Wijziging ATW met nieuwe definitie arbeidstijd

7 juni 2012 | Door redactie

Minister Kamp van Sociale Zaken en Werkgelegenheid wil de Arbeidstijdenwet (ATW) wijzigen. Door de begrippen ‘arbeidstijd’ en ‘rusttijd’ in de wet te definiëren moet duidelijk worden wanneer reistijd onder arbeidstijd of woon-werkverkeer valt.

In een recente rechtszaak werd de vraag gesteld of reistijd van huis naar de eerste klant en van de laatste klant naar huis onder woon-werkverkeer valt of onder arbeidstijd. Naar aanleiding van deze rechtszaak heeft minister Kamp besloten om de Arbeidstijdenwet aan te passen.

Gezag werkgever bepaalt arbeidstijd

In het wetsvoorstel van minister Kamp worden ‘arbeidstijd’ en ‘rusttijd’ als volgt gedefinieerd:

  • arbeidstijd: de tijd dat de werknemer onder gezag van de werkgever arbeid verricht;
  • rusttijd: de tijd die geen arbeidstijd is.

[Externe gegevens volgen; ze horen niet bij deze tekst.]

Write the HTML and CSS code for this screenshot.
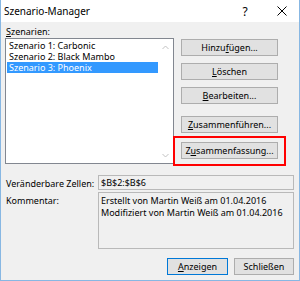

Het is dus belangrijk om te kijken naar de zeggenschap die de werkgever heeft over de werkplek en zijn bevoegdheid om de werknemer aanwijzingen te geven bij zijn werkzaamheden. Ook de aard van de werkzaamheden speelt een rol. De reistijd van een vertegenwoordiger valt bijvoorbeeld onder arbeidstijd. Deze werknemer wordt vanuit huis steeds naar andere plaatsen gestuurd om arbeid te verrichten.
De monteurs uit de eerdergenoemde rechtszaak hadden geen zeggenschap over de locatie waar ze moesten werken. Daarom valt de reistijd tussen hun woonadres en hun eerste klant en tussen hun laatste klant en hun woonadres onder het gezag van de werkgever. Dit is volgens de nieuwe definitie ‘arbeidstijd’.

Reistijd valt meestal onder woon-werkverkeer

Werkt een werknemer bij verschillende filialen, bijvoorbeeld twee dagen per week op de ene locatie en de andere drie dagen op een andere, dan valt deze reistijd gewoon onder het woon-werkverkeer en kwalificeert dus als rusttijd. Over deze reistijd heeft de werkgever namelijk geen zeggenschap.